Extractor Module (zink.extractor)

class zink.extractor.EntityExtractor(model_name='deepanwa/NuNerZero_onnx')[source]

Bases: object

predict(text, labels=None, max_passes=2)[source]

Iteratively finds entities by masking found entities and re-running the model.

Parameters:
  • text (str) -- The input text.

  • labels (list of str, optional) -- Entity labels to predict. Defaults to None.

  • max_passes (int) -- A safeguard to prevent potential infinite loops.

Returns:

A list of all unique entities found across all passes.

Return type:

list of dict

predict2(text, labels=None)[source]

Performs a highly detailed entity extraction using a MEMORY-EFFICIENT THREAD-BASED parallel approach.

predict_thorough(text, labels=None)[source]

Performs a highly detailed entity extraction using a hybrid approach. For each chunk of labels, it runs a two-pass process with internal, temporary masking to find a comprehensive set of entities. It then resolves overlaps between all found entities across all chunks by keeping the label with the highest confidence score for each unique text span.

Parameters:
  • text (str) -- The input text.

  • labels (list of str, optional) -- Entity labels to predict.

Returns:

A list of the highest-confidence entities for each unique span.

Return type:

list of dict

Merger Module (zink.merger)

class zink.merger.EntityMerger[source]

Bases: object

Merges entities based on their labels and positions in the text.
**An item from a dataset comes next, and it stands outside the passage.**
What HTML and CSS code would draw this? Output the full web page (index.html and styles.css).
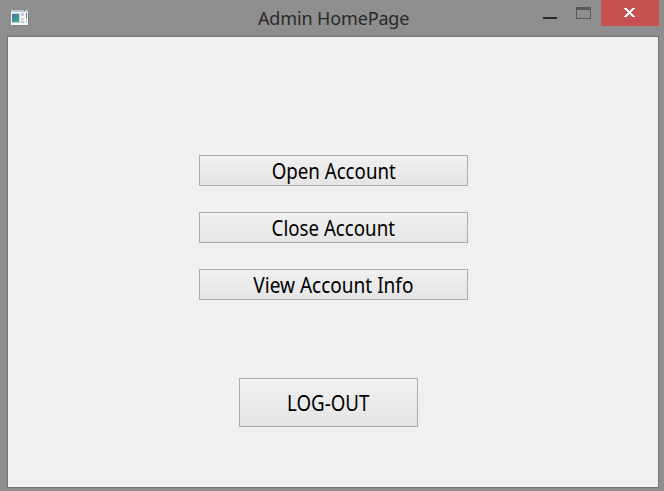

This class is designed to handle entities that are close together or have the same label, merging them into a single entity when appropriate.

merge(entities, text)[source]

Result Module (zink.result)

class zink.result.PseudonymizationResult(original_text: str, anonymized_text: str, replacements: ~typing.List[~zink.result.ReplacementDetail] = <factory>, features: ~typing.Dict = <factory>)[source]

Bases: object

Result of the pseudonymization process.

anonymized_text: str
features: Dict
original_text: str
replacements: List[ReplacementDetail]
class zink.result.ReplacementDetail(label: str, original: str, pseudonym: str, start: int, end: int, score: float)[source]

Bases: object

Details about the replacement of a sensitive entity.

end: int
label: str
original: str
pseudonym: str
score: float
start: int

Replacer Subpackage (zink.replacer)

class zink.replacer.EntityReplacer(use_json_mapping=False)[source]
replace_entities(entities, text, user_replacements=None)[source]

Replace entities in the text with pseudonyms, with randomized replacements.

Parameters:
  • entities (list of dict) -- A list of dictionaries, each containing 'start', 'end', 'label', and 'text'.

  • text (str) -- The original text.

  • user_replacements (dict,) -- A dictionary of user-defined replacements for specific entity labels. If provided, these will override the JSON-based mappings.

Returns:

The text with entities replaced by pseudonyms.

Return type:

str

replace_entities_ensure_consistency(entities, text, user_replacements=None)[source]

Replace entities in the text with pseudonyms, ensuring consistent replacements.

Parameters:
  • entities (list of dict) -- A list of dictionaries, each containing 'start', 'end', 'label', and 'text'.

  • text (str) -- The original text.

  • user_replacements (dict,) -- A dictionary of user-defined replacements for specific entity labels. If provided, these will override the JSON-based mappings.

Returns:

The text with entities replaced by pseudonyms.

Return type:

str

This subpackage provides various replacement strategies. It is used internally by the main zink.replace function.